Why Driverless Trucks are Coming Fast

Truck operators could achieve greater savings and more efficiency with electric big rigs. Theoretically, electric rigs could offer lower fuel costs and require less maintenance.

Corporations have a strong incentive to adopt driverless semis because of the trucker shortage. America could be short 175,000 truckers because of horrendous working conditions and an aging workforce by 2026, Truck Driver Salary claims. Currently, America has around unfilled 70,000 truck driving jobs.

Obviously, the trucker shortage leads to higher wages; giving operators more incentive to go driverless. However, public backlash could keep self-driving rigs off the highways. My guess is hysteria about technological unemployment and killer robot trucks on the highways could keep robo-rigs off the road.

Can Union Pacific Survive?

Under these circumstances, the Union Pacific will have a tough time surviving. Notably, the UP’s biggest competitor the Burlington Northern Santa Fe (BNSF) is part of Berkshire Hathaway (NYSE: BRK.B) Thus, the BNSF has Warren Buffett’s resources behind it.

One result of the changing market could be for the UP to merge or sell itself. A logical merger could be with the Canadian National Railway (NYSE: CN). Buffett’s good friend Bill Gates is a part owner of the CN so that merger could give UP new resources.
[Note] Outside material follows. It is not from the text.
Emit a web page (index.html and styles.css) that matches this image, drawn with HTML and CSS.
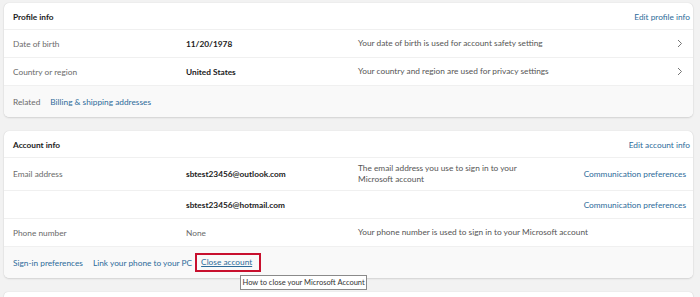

Merging with the CN; or an East Coast railroad like the CSX (NYSE: CSX), will give the UP a true transcontinental system. Going coast to coast could make the Union Pacific more efficient and competitive.

Will Hyperloop Jump Start Union Pacific?

Hyperloop technology; which could move freight at far higher speeds and lower costs than traditional rail, offers a more fascinating possibility. Questionably, Hyperloop TT claims its system could move 4,000 cargo shipments a day at speeds up to 1,223 kilometers (759.937 miles) per hour.

Hyperloop is an opportunity for UP because Union Pacific’s rail lines will be logical Hyperloop routes. Unfortunately, Hyperloop is still on the drawing board. I advise investors to stay away from Union Pacific (NYSE: UNP) for now because I think its share price will soon plummet.